The exercise. Pictures in the records should not be copied, but every other part must be repeated exactly.

#### Stored rows ####

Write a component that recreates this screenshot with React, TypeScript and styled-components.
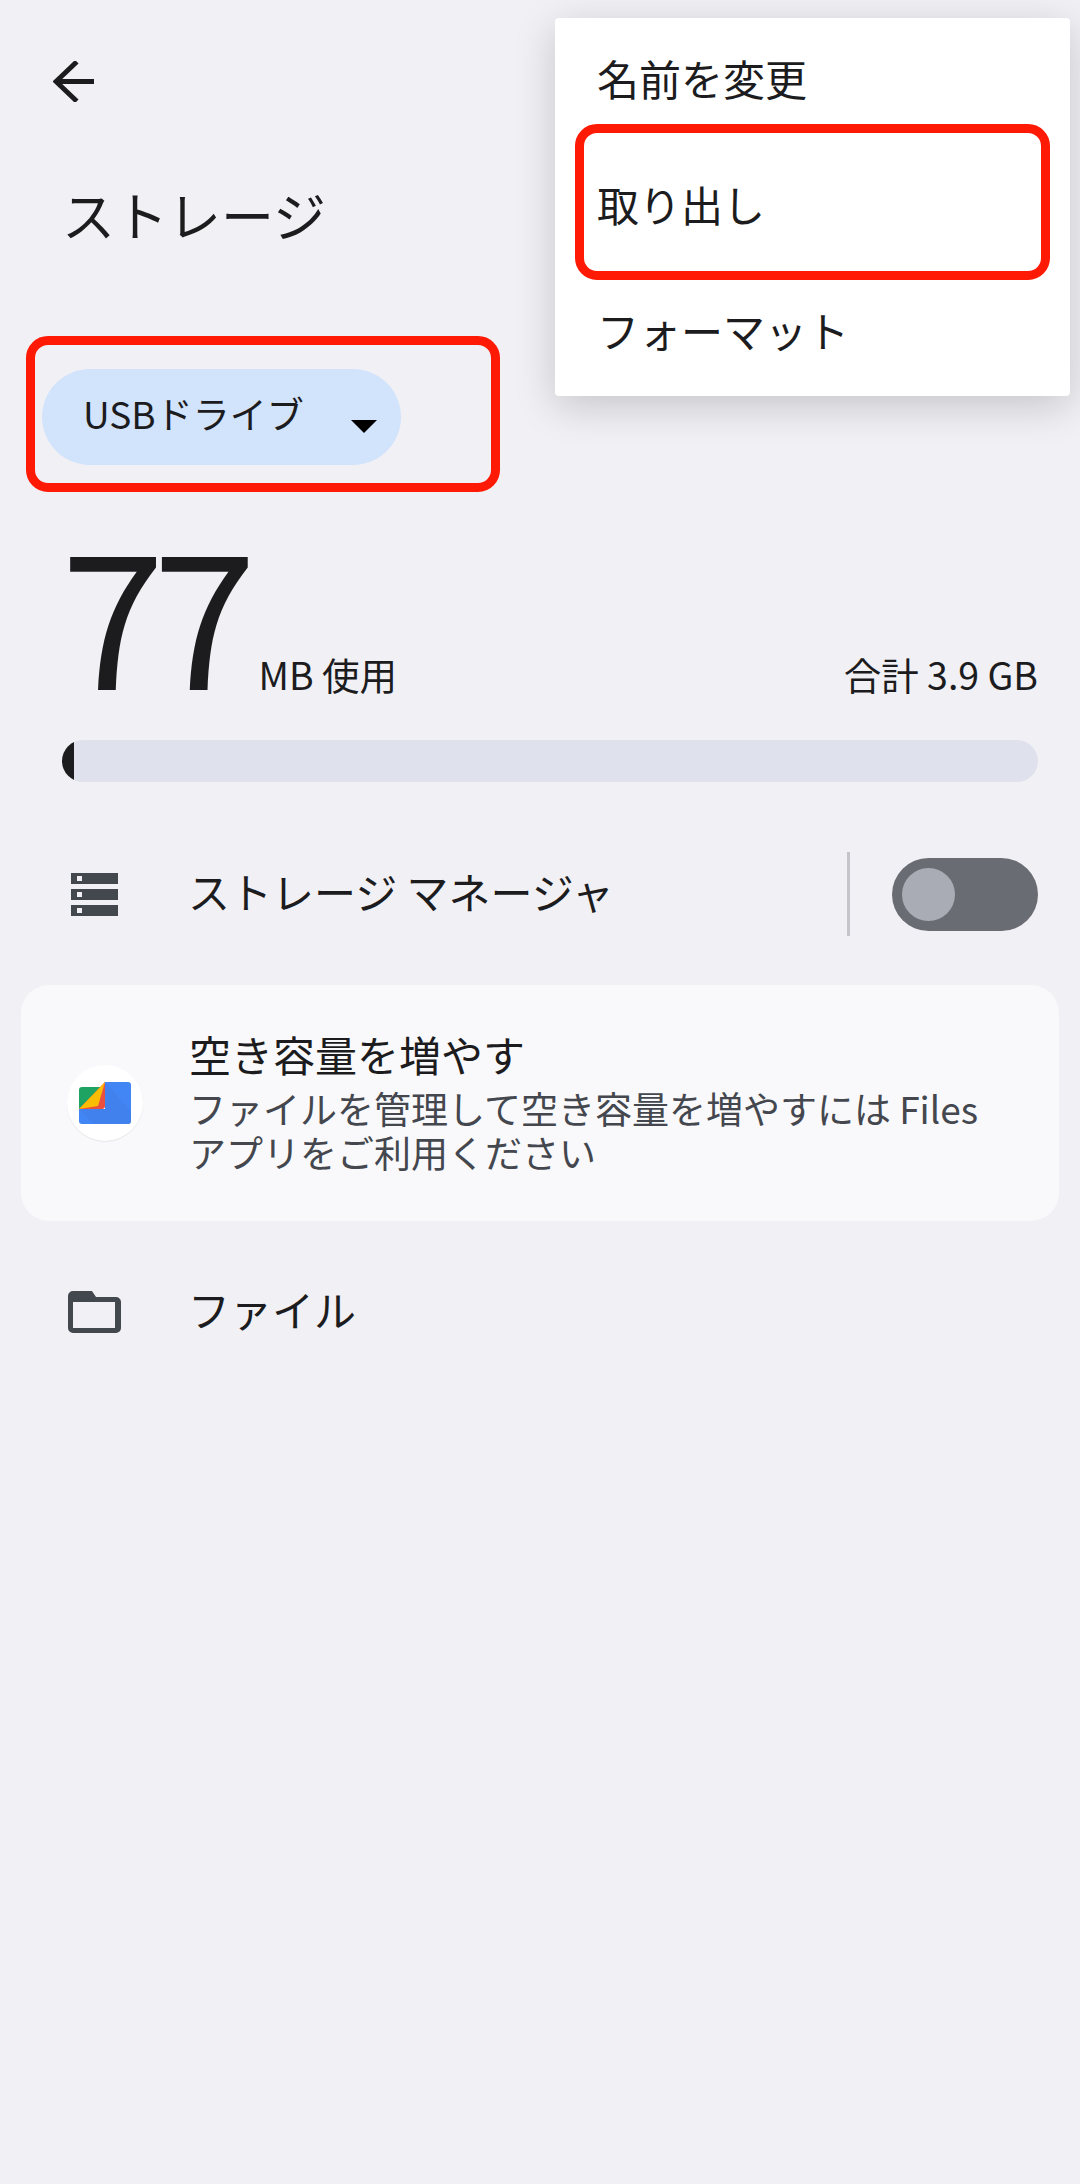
import React from 'react';
import styled, { createGlobalStyle } from 'styled-components';

const GlobalStyle = createGlobalStyle`
  html, body {
    margin: 0;
    padding: 0;
    background: #f1f0f5;
  }
  body {
    font-family: "Noto Sans CJK JP", sans-serif;
    color: #1c1c1e;
  }
`;

const Page = styled.div`
  position: relative;
  width: 1080px;
  height: 2184px;
  overflow: hidden;
  background: #f1f0f5;
`;

const TopBar = styled.div`
  display: flex;
  padding: 61px 0 0 53px;
  height: 41px;
`;

const Title = styled.h1`
  margin: 81px 0 0 62px;
  font-size: 53px;
  line-height: 62px;
  font-weight: 400;
`;

const PillFrame = styled.div`
  box-sizing: border-box;
  width: 474px;
  height: 156px;
  margin: 91px 0 0 26px;
  padding: 24px 7px;
  border: 9px solid #ff1a05;
  border-radius: 22px;
`;

const Pill = styled.div`
  display: flex;
  align-items: center;
  box-sizing: border-box;
  width: 359px;
  height: 96px;
  padding-left: 41px;
  border-radius: 48px;
  background: #d2e3fc;
  font-size: 37px;
`;

const PillLabel = styled.span`
  padding-bottom: 8px;
`;

const Caret = styled.span`
  width: 0;
  height: 0;
  margin: 18px 24px 0 auto;
  border-left: 13px solid transparent;
  border-right: 13px solid transparent;
  border-top: 13px solid #000;
`;

const Usage = styled.div`
  display: flex;
  align-items: baseline;
  margin: 32px 42px 0 61px;
`;

const BigNumber = styled.span`
  font-size: 187px;
  line-height: 170px;
  letter-spacing: -12px;
`;

const UsageUnit = styled.span`
  margin-left: 14px;
  font-size: 37.5px;
`;

const UsageTotal = styled.span`
  margin-left: auto;
  font-size: 37.5px;
`;

const Bar = styled.div`
  height: 42px;
  margin: 39px 42px 0 62px;
  border-radius: 21px;
  background: #dfe1ec;
  overflow: hidden;
`;

const BarFill = styled.div`
  height: 100%;
  background: #1c1c1e;
`;

const Row = styled.div`
  display: flex;
  align-items: center;
  height: 84px;
  margin: 70px 42px 0 0;
`;

const FileRow = styled(Row)`
  margin-top: 49px;
`;

const IconSlot = styled.div`
  display: flex;
  justify-content: center;
  width: 53px;
  margin-left: 68px;
`;

const RowLabel = styled.span`
  margin-left: 67px;
  padding-bottom: 8px;
  font-size: 42px;
`;

const Divider = styled.div`
  width: 3px;
  height: 84px;
  margin-left: auto;
  background: #c4c5cb;
`;

const Toggle = styled.div`
  display: flex;
  align-items: center;
  box-sizing: border-box;
  width: 146px;
  height: 73px;
  margin-left: 42px;
  padding-left: 10px;
  border-radius: 37px;
  background: #6a6c74;
`;

const ToggleThumb = styled.div`
  width: 53px;
  height: 53px;
  border-radius: 50%;
  background: #a9acb5;
`;

const Card = styled.div`
  display: flex;
  align-items: center;
  box-sizing: border-box;
  height: 236px;
  margin: 49px 21px 0;
  padding-left: 46px;
  border-radius: 28px;
  background: #f9f9fb;
`;

const LogoCircle = styled.div`
  display: flex;
  align-items: center;
  justify-content: center;
  flex: none;
  width: 76px;
  height: 76px;
  border-radius: 50%;
  background: #fff;
  box-shadow: 0 1px 1px rgba(0, 0, 0, 0.08);
`;

const CardBody = styled.div`
  margin-left: 46px;
  padding-bottom: 4px;
`;

const CardTitle = styled.div`
  margin-bottom: 7px;
  font-size: 42px;
  line-height: 50px;
`;

const CardText = styled.div`
  width: 800px;
  font-size: 37px;
  line-height: 44px;
  color: #44474e;
`;

const Menu = styled.div`
  position: absolute;
  top: 18px;
  left: 555px;
  width: 515px;
  border-radius: 4px;
  background: #fff;
  box-shadow: 0 10px 40px rgba(0, 0, 0, 0.18);
`;

const MenuItem = styled.div`
  position: relative;
  display: flex;
  align-items: center;
  box-sizing: border-box;
  height: 126px;
  padding: 0 0 8px 42px;
  font-size: 42px;
`;

const MenuHighlight = styled.div`
  position: absolute;
  top: -20px;
  right: 20px;
  bottom: -10px;
  left: 20px;
  border: 9px solid #ff1a05;
  border-radius: 22px;
`;

const BackIcon = () => (
  <svg width="41" height="41" viewBox="0 0 41 41" fill="none" stroke="#1c1c1e" strokeWidth="5">
    <path d="M41 20.5H4" />
    <path d="M22 2.5L3 20.5L22 38.5" strokeLinecap="square" />
  </svg>
);

const StorageIcon = () => (
  <svg width="47" height="43" viewBox="0 0 47 43">
    <path fill="#43474e" d="M0 0h47v11H0zM0 16h47v11H0zM0 32h47v11H0z" />
    <path fill="#f1f0f5" d="M6 3h5v5H6zM6 19h5v5H6zM6 35h5v5H6z" />
  </svg>
);

const FolderIcon = () => (
  <svg width="53" height="42" viewBox="0 0 53 42">
    <path
      fill="#43474e"
      fillRule="evenodd"
      d="M5 0h19l4 6h20a5 5 0 0 1 5 5v26a5 5 0 0 1-5 5H5a5 5 0 0 1-5-5V5a5 5 0 0 1 5-5zM5 11v26h42V11z"
    />
  </svg>
);

const FilesLogo = () => (
  <svg width="52" height="42" viewBox="0 0 52 42">
    <path fill="#4285f4" d="M26 0h23a3 3 0 0 1 3 3v36a3 3 0 0 1-3 3H3a3 3 0 0 1-3-3V27h26z" />
    <path fill="#3f7de8" d="M26 0l26 30v9a3 3 0 0 1-3 3H15L0 27h26z" opacity="0.5" />
    <path fill="#1ea362" d="M3 5h22L0 27V8a3 3 0 0 1 3-3z" />
    <path fill="#ea5040" d="M26 0v24a3 3 0 0 1-3 3H0z" />
    <path fill="#fbbc04" d="M26 0L19 24L0 27z" />
  </svg>
);

const App: React.FC = () => {
  const usedPercent = 1.25;

  return (
    <Page>
      <GlobalStyle />
      <TopBar>
        <BackIcon />
      </TopBar>
      <Title>ストレージ</Title>
      <PillFrame>
        <Pill>
          <PillLabel>USBドライブ</PillLabel>
          <Caret />
        </Pill>
      </PillFrame>
      <Usage>
        <BigNumber>77</BigNumber>
        <UsageUnit>MB 使用</UsageUnit>
        <UsageTotal>合計 3.9 GB</UsageTotal>
      </Usage>
      <Bar>
        <BarFill style={{ width: `${usedPercent}%` }} />
      </Bar>
      <Row>
        <IconSlot>
          <StorageIcon />
        </IconSlot>
        <RowLabel>ストレージ マネージャ</RowLabel>
        <Divider />
        <Toggle>
          <ToggleThumb />
        </Toggle>
      </Row>
      <Card>
        <LogoCircle>
          <FilesLogo />
        </LogoCircle>
        <CardBody>
          <CardTitle>空き容量を増やす</CardTitle>
          <CardText>ファイルを管理して空き容量を増やすには Files アプリをご利用ください</CardText>
        </CardBody>
      </Card>
      <FileRow>
        <IconSlot>
          <FolderIcon />
        </IconSlot>
        <RowLabel>ファイル</RowLabel>
      </FileRow>
      <Menu>
        <MenuItem>名前を変更</MenuItem>
        <MenuItem>
          取り出し
          <MenuHighlight />
        </MenuItem>
        <MenuItem>フォーマット</MenuItem>
      </Menu>
    </Page>
  );
};

export default App;
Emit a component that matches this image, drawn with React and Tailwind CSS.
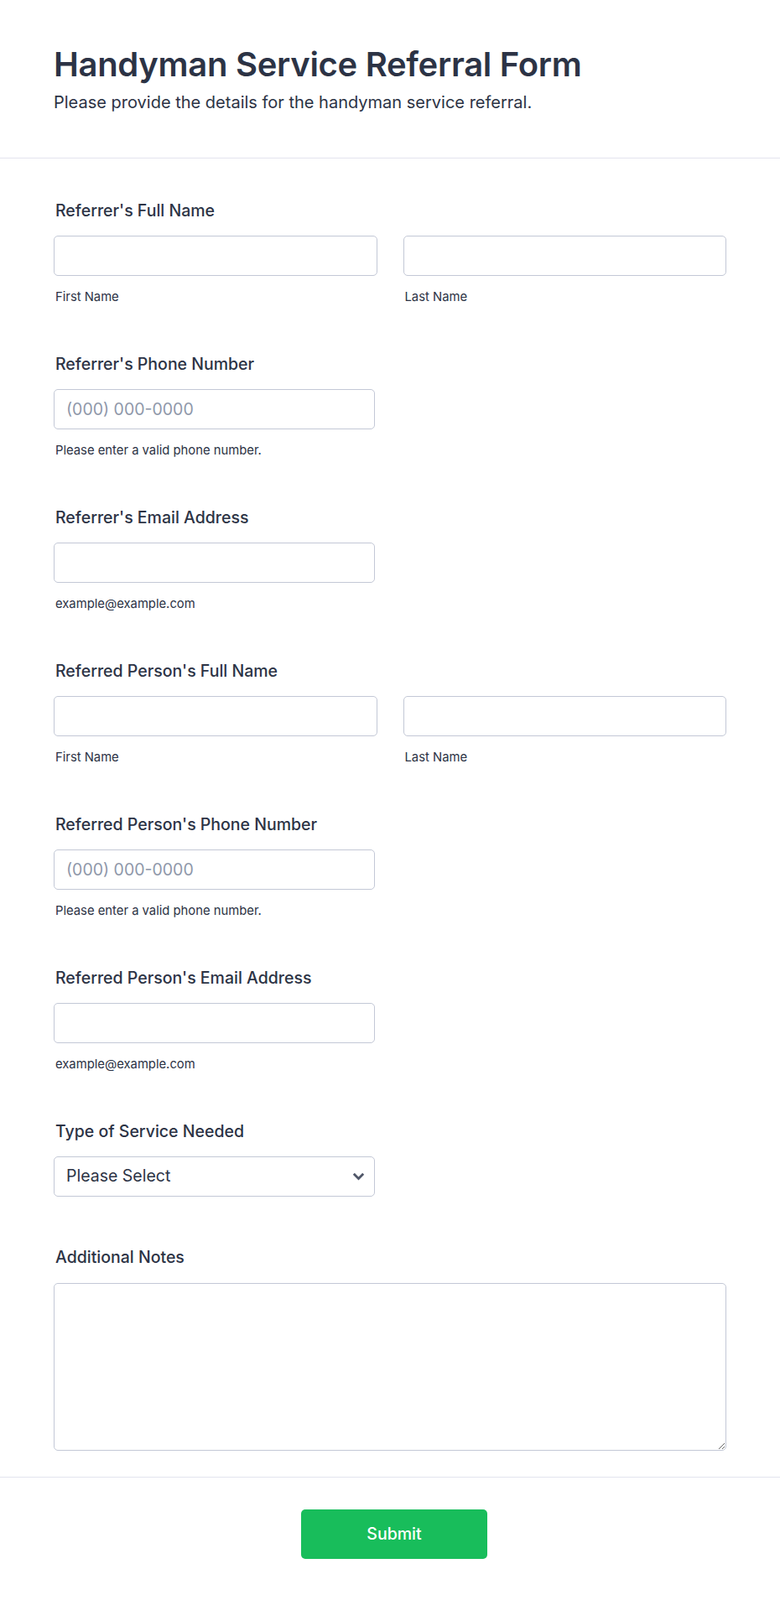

####

The reply.
Write a component that recreates this screenshot with React, TypeScript and styled-components.
import React from 'react';
import styled, { createGlobalStyle } from 'styled-components';

const GlobalStyle = createGlobalStyle`
  html, body {
    margin: 0;
    padding: 0;
    background: #f1f0f5;
  }
  body {
    font-family: "Noto Sans CJK JP", sans-serif;
    color: #1c1c1e;
  }
`;

const Page = styled.div`
  position: relative;
  width: 1080px;
  height: 2184px;
  overflow: hidden;
  background: #f1f0f5;
`;

const TopBar = styled.div`
  display: flex;
  padding: 61px 0 0 53px;
  height: 41px;
`;

const Title = styled.h1`
  margin: 81px 0 0 62px;
  font-size: 53px;
  line-height: 62px;
  font-weight: 400;
`;

const PillFrame = styled.div`
  box-sizing: border-box;
  width: 474px;
  height: 156px;
  margin: 91px 0 0 26px;
  padding: 24px 7px;
  border: 9px solid #ff1a05;
  border-radius: 22px;
`;

const Pill = styled.div`
  display: flex;
  align-items: center;
  box-sizing: border-box;
  width: 359px;
  height: 96px;
  padding-left: 41px;
  border-radius: 48px;
  background: #d2e3fc;
  font-size: 37px;
`;

const PillLabel = styled.span`
  padding-bottom: 8px;
`;

const Caret = styled.span`
  width: 0;
  height: 0;
  margin: 18px 24px 0 auto;
  border-left: 13px solid transparent;
  border-right: 13px solid transparent;
  border-top: 13px solid #000;
`;

const Usage = styled.div`
  display: flex;
  align-items: baseline;
  margin: 32px 42px 0 61px;
`;

const BigNumber = styled.span`
  font-size: 187px;
  line-height: 170px;
  letter-spacing: -12px;
`;

const UsageUnit = styled.span`
  margin-left: 14px;
  font-size: 37.5px;
`;

const UsageTotal = styled.span`
  margin-left: auto;
  font-size: 37.5px;
`;

const Bar = styled.div`
  height: 42px;
  margin: 39px 42px 0 62px;
  border-radius: 21px;
  background: #dfe1ec;
  overflow: hidden;
`;

const BarFill = styled.div`
  height: 100%;
  background: #1c1c1e;
`;

const Row = styled.div`
  display: flex;
  align-items: center;
  height: 84px;
  margin: 70px 42px 0 0;
`;

const FileRow = styled(Row)`
  margin-top: 49px;
`;

const IconSlot = styled.div`
  display: flex;
  justify-content: center;
  width: 53px;
  margin-left: 68px;
`;

const RowLabel = styled.span`
  margin-left: 67px;
  padding-bottom: 8px;
  font-size: 42px;
`;

const Divider = styled.div`
  width: 3px;
  height: 84px;
  margin-left: auto;
  background: #c4c5cb;
`;

const Toggle = styled.div`
  display: flex;
  align-items: center;
  box-sizing: border-box;
  width: 146px;
  height: 73px;
  margin-left: 42px;
  padding-left: 10px;
  border-radius: 37px;
  background: #6a6c74;
`;

const ToggleThumb = styled.div`
  width: 53px;
  height: 53px;
  border-radius: 50%;
  background: #a9acb5;
`;

const Card = styled.div`
  display: flex;
  align-items: center;
  box-sizing: border-box;
  height: 236px;
  margin: 49px 21px 0;
  padding-left: 46px;
  border-radius: 28px;
  background: #f9f9fb;
`;

const LogoCircle = styled.div`
  display: flex;
  align-items: center;
  justify-content: center;
  flex: none;
  width: 76px;
  height: 76px;
  border-radius: 50%;
  background: #fff;
  box-shadow: 0 1px 1px rgba(0, 0, 0, 0.08);
`;

const CardBody = styled.div`
  margin-left: 46px;
  padding-bottom: 4px;
`;

const CardTitle = styled.div`
  margin-bottom: 7px;
  font-size: 42px;
  line-height: 50px;
`;

const CardText = styled.div`
  width: 800px;
  font-size: 37px;
  line-height: 44px;
  color: #44474e;
`;

const Menu = styled.div`
  position: absolute;
  top: 18px;
  left: 555px;
  width: 515px;
  border-radius: 4px;
  background: #fff;
  box-shadow: 0 10px 40px rgba(0, 0, 0, 0.18);
`;

const MenuItem = styled.div`
  position: relative;
  display: flex;
  align-items: center;
  box-sizing: border-box;
  height: 126px;
  padding: 0 0 8px 42px;
  font-size: 42px;
`;

const MenuHighlight = styled.div`
  position: absolute;
  top: -20px;
  right: 20px;
  bottom: -10px;
  left: 20px;
  border: 9px solid #ff1a05;
  border-radius: 22px;
`;

const BackIcon = () => (
  <svg width="41" height="41" viewBox="0 0 41 41" fill="none" stroke="#1c1c1e" strokeWidth="5">
    <path d="M41 20.5H4" />
    <path d="M22 2.5L3 20.5L22 38.5" strokeLinecap="square" />
  </svg>
);

const StorageIcon = () => (
  <svg width="47" height="43" viewBox="0 0 47 43">
    <path fill="#43474e" d="M0 0h47v11H0zM0 16h47v11H0zM0 32h47v11H0z" />
    <path fill="#f1f0f5" d="M6 3h5v5H6zM6 19h5v5H6zM6 35h5v5H6z" />
  </svg>
);

const FolderIcon = () => (
  <svg width="53" height="42" viewBox="0 0 53 42">
    <path
      fill="#43474e"
      fillRule="evenodd"
      d="M5 0h19l4 6h20a5 5 0 0 1 5 5v26a5 5 0 0 1-5 5H5a5 5 0 0 1-5-5V5a5 5 0 0 1 5-5zM5 11v26h42V11z"
    />
  </svg>
);

const FilesLogo = () => (
  <svg width="52" height="42" viewBox="0 0 52 42">
    <path fill="#4285f4" d="M26 0h23a3 3 0 0 1 3 3v36a3 3 0 0 1-3 3H3a3 3 0 0 1-3-3V27h26z" />
    <path fill="#3f7de8" d="M26 0l26 30v9a3 3 0 0 1-3 3H15L0 27h26z" opacity="0.5" />
    <path fill="#1ea362" d="M3 5h22L0 27V8a3 3 0 0 1 3-3z" />
    <path fill="#ea5040" d="M26 0v24a3 3 0 0 1-3 3H0z" />
    <path fill="#fbbc04" d="M26 0L19 24L0 27z" />
  </svg>
);

const App: React.FC = () => {
  const usedPercent = 1.25;

  return (
    <Page>
      <GlobalStyle />
      <TopBar>
        <BackIcon />
      </TopBar>
      <Title>ストレージ</Title>
      <PillFrame>
        <Pill>
          <PillLabel>USBドライブ</PillLabel>
          <Caret />
        </Pill>
      </PillFrame>
      <Usage>
        <BigNumber>77</BigNumber>
        <UsageUnit>MB 使用</UsageUnit>
        <UsageTotal>合計 3.9 GB</UsageTotal>
      </Usage>
      <Bar>
        <BarFill style={{ width: `${usedPercent}%` }} />
      </Bar>
      <Row>
        <IconSlot>
          <StorageIcon />
        </IconSlot>
        <RowLabel>ストレージ マネージャ</RowLabel>
        <Divider />
        <Toggle>
          <ToggleThumb />
        </Toggle>
      </Row>
      <Card>
        <LogoCircle>
          <FilesLogo />
        </LogoCircle>
        <CardBody>
          <CardTitle>空き容量を増やす</CardTitle>
          <CardText>ファイルを管理して空き容量を増やすには Files アプリをご利用ください</CardText>
        </CardBody>
      </Card>
      <FileRow>
        <IconSlot>
          <FolderIcon />
        </IconSlot>
        <RowLabel>ファイル</RowLabel>
      </FileRow>
      <Menu>
        <MenuItem>名前を変更</MenuItem>
        <MenuItem>
          取り出し
          <MenuHighlight />
        </MenuItem>
        <MenuItem>フォーマット</MenuItem>
      </Menu>
    </Page>
  );
};

export default App;
Emit a component that matches this image, drawn with React and Tailwind CSS.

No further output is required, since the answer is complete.